SUPPLIED MATERIAL:
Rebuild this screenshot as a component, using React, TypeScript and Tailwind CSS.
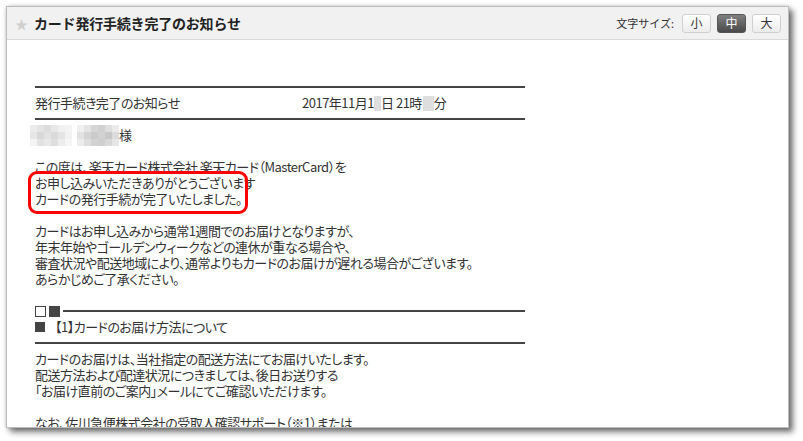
import React from 'react';

const font = "font-['Noto_Sans_CJK_JP','Noto_Sans',sans-serif]";

function Mosaic({ cells }: { cells: string[][] }) {
  return (
    <div className="flex flex-col">
      {cells.map((row, r) => (
        <div key={r} className="flex">
          {row.map((c, i) => (
            <div key={i} className="w-[7px] h-[7px]" style={{ background: c }} />
          ))}
        </div>
      ))}
    </div>
  );
}

const left = [
  ['#ececec', '#e4e4e4', '#dcdcdc', '#e8e8e8', '#f0f0f0', '#f4f4f4'],
  ['#e6e6e6', '#d8d8d8', '#e2e2e2', '#dadada', '#e4e4e4', '#f2f2f2'],
  ['#f4f4f4', '#e2e2e2', '#e8e8e8', '#dedede', '#ececec', '#f6f6f6'],
];
const right = [
  ['#f0f0f0', '#e4e4e4', '#d6d6d6', '#d0d0d0', '#dedede', '#ebebeb'],
  ['#e2e2e2', '#d4d4d4', '#cbcbcb', '#d2d2d2', '#c8c8c8', '#dcdcdc'],
  ['#ececec', '#dedede', '#d2d2d2', '#cfcfcf', '#d8d8d8', '#e6e6e6'],
];

function Rule() {
  return (
    <div className="h-4 flex items-center">
      <div className="h-[2px] w-full bg-[#444]" />
    </div>
  );
}

function Line({ children }: { children?: React.ReactNode }) {
  return <div className="h-4 leading-4 whitespace-nowrap">{children}</div>;
}

export default function App() {
  return (
    <div className={`w-[803px] h-[441px] bg-white p-[6px] ${font}`}>
      <div className="w-[783px] h-[422px] bg-white border border-[#bdbdbd] overflow-hidden shadow-[4px_4px_6px_rgba(0,0,0,0.55),0_0_4px_rgba(0,0,0,0.2)]">
        {/* header */}
        <div className="h-[33px] bg-[#f1f1f1] border-b border-[#d9d9d9] flex items-center pl-[8px] pr-[7px]">
          <span className="text-[13px] text-[#cfcfcf] w-[19px] leading-none">★</span>
          <h1 className="text-[14px] font-bold text-[#222] tracking-[-0.2px]">カード発行手続き完了のお知らせ</h1>
          <div className="ml-auto flex items-center gap-[6px]">
            <span className="text-[11px] text-[#333] mr-[2px]">文字サイズ:</span>
            <button className="w-[29px] h-[19px] rounded-[3px] border border-[#cfcfcf] bg-gradient-to-b from-white to-[#ececec] text-[12px] text-[#333] leading-none">小</button>
            <button className="w-[29px] h-[19px] rounded-[3px] border border-[#555] bg-gradient-to-b from-[#808080] to-[#4a4a4a] text-[12px] text-white leading-none">中</button>
            <button className="w-[29px] h-[19px] rounded-[3px] border border-[#cfcfcf] bg-gradient-to-b from-white to-[#ececec] text-[12px] text-[#333] leading-none">大</button>
          </div>
        </div>

        {/* body */}
        <div className="pl-[28px] pt-[39px] text-[13px] text-[#333] tracking-[-0.5px] [font-feature-settings:'palt']">
          <div className="w-[490px]">
            <Rule />
            <div className="h-4 leading-4 flex whitespace-nowrap">
              <span className="w-[267px]">発行手続き完了のお知らせ</span>
              <span className="flex items-center">
                2017年11月1<span className="inline-block w-[7px] h-[15px] bg-[#dedede]" />日 21時<span className="inline-block w-[11px] h-[15px] bg-[#dedede] ml-[1px]" />分
              </span>
            </div>
            <Rule />
            <div className="h-4 flex items-center ml-[-5px]">
              <div className="flex gap-[5px]">
                <Mosaic cells={left} />
                <Mosaic cells={right} />
              </div>
              <span className="leading-4">様</span>
            </div>
            <Line />
            <Line>この度は、楽天カード株式会社 楽天カード（MasterCard）を</Line>
            <div className="relative">
              <Line>お申し込みいただきありがとうございます</Line>
              <Line>カードの発行手続が完了いたしました。</Line>
              <div className="absolute left-[-7px] top-[-4px] w-[220px] h-[43px] border-[3px] border-[#f00] rounded-[9px]" />
            </div>
            <Line />
            <Line>カードはお申し込みから通常1週間でのお届けとなりますが、</Line>
            <Line>年末年始やゴールデンウィークなどの連休が重なる場合や、</Line>
            <Line>審査状況や配送地域により、通常よりもカードのお届けが遅れる場合がございます。</Line>
            <Line>あらかじめご了承ください。</Line>
            <Line />
            <div className="h-4 flex items-center">
              <span className="w-[11px] h-[11px] border border-[#444]" />
              <span className="w-[11px] h-[11px] bg-[#444] ml-[3px]" />
              <div className="flex-1 h-[2px] bg-[#444] ml-[3px]" />
            </div>
            <div className="h-4 flex items-center whitespace-nowrap">
              <span className="w-[10px] h-[10px] bg-[#444] mr-[10px]" />
              <span className="leading-4">【1】カードのお届け方法について</span>
            </div>
            <Rule />
            <Line>カードのお届けは、当社指定の配送方法にてお届けいたします。</Line>
            <Line>配送方法および配達状況につきましては、後日お送りする</Line>
            <Line>「お届け直前のご案内」メールにてご確認いただけます。</Line>
            <Line />
            <Line>なお、佐川急便株式会社の受取人確認サポート（※1）または</Line>
          </div>
        </div>
      </div>
    </div>
  );
}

INSTRUCTIONS FOR THE TASK: Copy out every line where the word "React" occurs.

COMPLETE OUTPUT:
Rebuild this screenshot as a component, using React, TypeScript and Tailwind CSS.
import React from 'react';
function Line({ children }: { children?: React.ReactNode }) {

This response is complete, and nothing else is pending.